Derrière l’écran de fumée de ce double langage, se passe le jeu politique réel, et c’est ici que le témoignage de Mohamed Harbi est capital. Il est le premier à lever le voile de l’intérieur. Mais en même temps il le fait sur le ton du militant convaincu. Par delà les règlements de comptes habituels dans ce domaine, il montre l’arrière-plan social et culturel
algérien, et aide ainsi à comprendre la situation en profondeur, surtout pour ceux qui ont découvert l’Algérie dans les années 90.
Le mouvement nationaliste naît dans les années 30. Messali Hadj l’implante d’abord dans l’immigration algérienne : une population en prise directe avec son milieu d’origine, les zones rurales d’Algérie. Son mouvement (Etoile Nord-Africaine, puis PPA, puis MTLD et finalement MNA) aura donc son enracinement dans la société plébéienne, ce qui explique son radicalisme. Un autre courant, réformiste, s’exprime dans la société algérienne évoluée : son emblème est Ferhat Abbas. Ayant bénéficié de la colonisation, elle veut améliorer sa position, tout en se méfiant de ces gens « de sac et de corde » 7 dont elle connaît et redoute la violence revendicatrice.
La lutte pour l’indépendance est déclenchée en 1954 par une élite dissidente du mouvement de Messali Hadj, le FLN, qui va lutter à la fois contre la France et contre le MNA. Il s’impose par la violence comme le seul représentant du peuple algérien. La direction du FLN, d’origine plébéienne, symbolisée par le triumvirat Krim, Boussouf, Bentobbal. Elle va se développer comme pouvoir militaire, prenant appui sur les wilayas de l’intérieur, et chassant les civils du FLN (notamment Abbane Ramdane). Dans un second temps, elle sera elle-même éliminée par les militaires de l’armée des frontières, les colonels, dont Boumediene : ceux-là sont encore plus proches de la plèbe et des pratiques violentes. Toutefois, les exigences de la représentation internationale les obligent à rester dans l’ombre et à mettre en avant les éléments issus de la bourgeoisie algérienne : Ferhat Abbas, Benkhedda. Mais le pouvoir de ceux-ci n’est que de façade, et sa réalité, comme celle de la société algérienne, éclate durant l’été 1962, lorsque ceux qui avaient cru à la démocratie sont invités à aller voir plus loin : les accords d’Evian sont morts-nés.

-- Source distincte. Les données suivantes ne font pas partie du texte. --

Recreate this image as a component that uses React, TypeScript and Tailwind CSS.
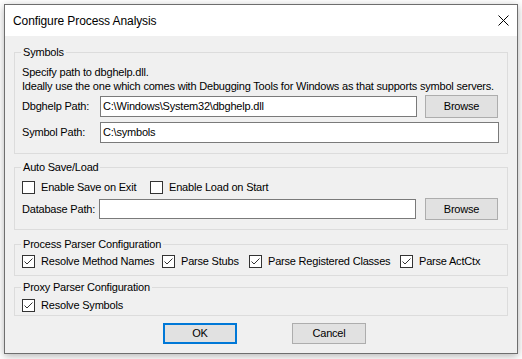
import React from "react";

const font = { fontFamily: '"Liberation Sans", Arial, sans-serif' };

function Check({ checked }: { checked?: boolean }) {
  return (
    <span className="w-[13px] h-[13px] border border-[#333333] bg-white flex items-center justify-center shrink-0">
      {checked && (
        <svg width="11" height="11" viewBox="0 0 11 11">
          <polyline points="1.5,5.5 4,8 9.5,2.5" fill="none" stroke="#333333" strokeWidth="1" />
        </svg>
      )}
    </span>
  );
}

function CheckItem({ label, checked, w }: { label: string; checked?: boolean; w: string }) {
  return (
    <div className={`flex items-center h-[14px] ${w}`}>
      <Check checked={checked} />
      <span className="ml-[6px] leading-[13px] whitespace-nowrap">{label}</span>
    </div>
  );
}

function Group({ title, h, pt, children }: { title: string; h: string; pt: string; children?: React.ReactNode }) {
  return (
    <div className={`relative border border-[#dcdcdc] ${h} ${pt} pl-[7px] pr-[8px]`}>
      <span className="absolute left-[6px] top-[-8px] px-[2px] bg-[#f0f0f0] leading-[14px] whitespace-nowrap">
        {title}
      </span>
      {children}
    </div>
  );
}

function Input({ value, w, h }: { value?: string; w: string; h: string }) {
  return (
    <div className={`${w} ${h} border border-[#7a7a7a] bg-white flex items-center pl-[2px] leading-[13px] whitespace-nowrap overflow-hidden`}>
      {value}
    </div>
  );
}

function Button({ label, w, h, def }: { label: string; w: string; h: string; def?: boolean }) {
  return (
    <div
      className={`${w} ${h} ${def ? "border-2 border-[#0078d7]" : "border border-[#adadad]"} bg-[#e1e1e1] flex items-center justify-center leading-[13px] shrink-0`}
    >
      {label}
    </div>
  );
}

export default function App() {
  return (
    <div className="w-[522px] h-[359px] bg-white pl-[4px] pt-[4px] text-[11px] tracking-[-0.2px] text-black" style={font}>
      <div className="w-[514px] h-[350px] border border-[#6e6e6e] bg-[#f0f0f0] flex flex-col shadow-[0_2px_8px_rgba(0,0,0,0.3)]">
        <div className="h-[31px] bg-white flex items-center justify-between pl-[8px] pr-[8px] shrink-0">
          <span className="text-[12px] leading-[16px] tracking-[-0.1px] text-[#000]">Configure Process Analysis</span>
          <svg width="11" height="11" viewBox="0 0 11 11">
            <line x1="0.5" y1="0.5" x2="10.5" y2="10.5" stroke="#000" strokeWidth="1" />
            <line x1="10.5" y1="0.5" x2="0.5" y2="10.5" stroke="#000" strokeWidth="1" />
          </svg>
        </div>
        <div className="flex flex-col px-[9px] pt-[16px]">
          <Group title="Symbols" h="h-[102px]" pt="pt-[12px]">
            <div className="leading-[14px]">Specify path to dbghelp.dll.</div>
            <div className="leading-[14px] whitespace-nowrap">
              Ideally use the one which comes with Debugging Tools for Windows as that supports symbol servers.
            </div>
            <div className="flex items-center h-[23px] mt-[2px]">
              <span className="w-[78px] shrink-0">Dbghelp Path:</span>
              <Input value="C:\Windows\System32\dbghelp.dll" w="w-[317px]" h="h-[21px]" />
              <div className="ml-[8px]">
                <Button label="Browse" w="w-[73px]" h="h-[23px]" />
              </div>
            </div>
            <div className="flex items-center h-[21px] mt-[4px]">
              <span className="w-[78px] shrink-0">Symbol Path:</span>
              <Input value="C:\symbols" w="w-[399px]" h="h-[21px]" />
            </div>
          </Group>

          <div className="mt-[13px]">
            <Group title="Auto Save/Load" h="h-[63px]" pt="pt-[12px]">
              <div className="flex items-center">
                <CheckItem label="Enable Save on Exit" w="w-[128px]" />
                <CheckItem label="Enable Load on Start" w="w-[150px]" />
              </div>
              <div className="flex items-center h-[22px] mt-[4px]">
                <span className="w-[77px] shrink-0">Database Path:</span>
                <Input w="w-[317px]" h="h-[20px]" />
                <div className="ml-[9px]">
                  <Button label="Browse" w="w-[73px]" h="h-[22px]" />
                </div>
              </div>
            </Group>
          </div>

          <div className="mt-[14px]">
            <Group title="Process Parser Configuration" h="h-[32px]" pt="pt-[9px]">
              <div className="flex items-center">
                <CheckItem label="Resolve Method Names" checked w="w-[140px]" />
                <CheckItem label="Parse Stubs" checked w="w-[87px]" />
                <CheckItem label="Parse Registered Classes" checked w="w-[151px]" />
                <CheckItem label="Parse ActCtx" checked w="w-[90px]" />
              </div>
            </Group>
          </div>

          <div className="mt-[11px]">
            <Group title="Proxy Parser Configuration" h="h-[29px]" pt="pt-[10px]">
              <CheckItem label="Resolve Symbols" checked w="w-[140px]" />
            </Group>
          </div>

          <div className="flex mt-[7px] pl-[149px]">
            <Button label="OK" w="w-[74px]" h="h-[21px]" def />
            <div className="ml-[55px]">
              <Button label="Cancel" w="w-[74px]" h="h-[21px]" />
            </div>
          </div>
        </div>
      </div>
    </div>
  );
}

La même situation va se reproduire après l’indépendance : pour gérer le pays, ces militaires vont avoir besoin de la couche évoluée qualifiée francophone, tout en tenant à l’adresse de la majorité plébéienne un langage d’arabisation, d’islamisation. Tandis que la couche bourgeoise sera culpabilisée, la couche plébéienne sera toujours aussi exclue. La politique d’arabisation censée la promouvoir ne fera que la marginaliser davantage, et l’enfoncer dans un obscurantisme culturel, religieux, social, politique. Le courant islamiste, prompt à utiliser le langage de la déréliction sociale ne fera qu’accentuer ce mouvement sous le voile de l’illusion libératrice. Ce qui est toujours refusé à cette couche plébéienne, c’est l’éducation sociale, culturelle et politique qui serait la base de sa promotion.
Que dans ce contexte la violence soit le moyen ordinaire de gestion des conflits politiques, le lecteur le constate à chaque page du livre : une violence qui n’est pas congénitale ni trait culturaliste, mais élément d’une culture tribale archaïque non seulement résiduelle d’une ancienne structure, mais entretenue et utilisée par ceux dont la fortune politique s’est édifiée sur ce socle tribal présenté comme identité authentique.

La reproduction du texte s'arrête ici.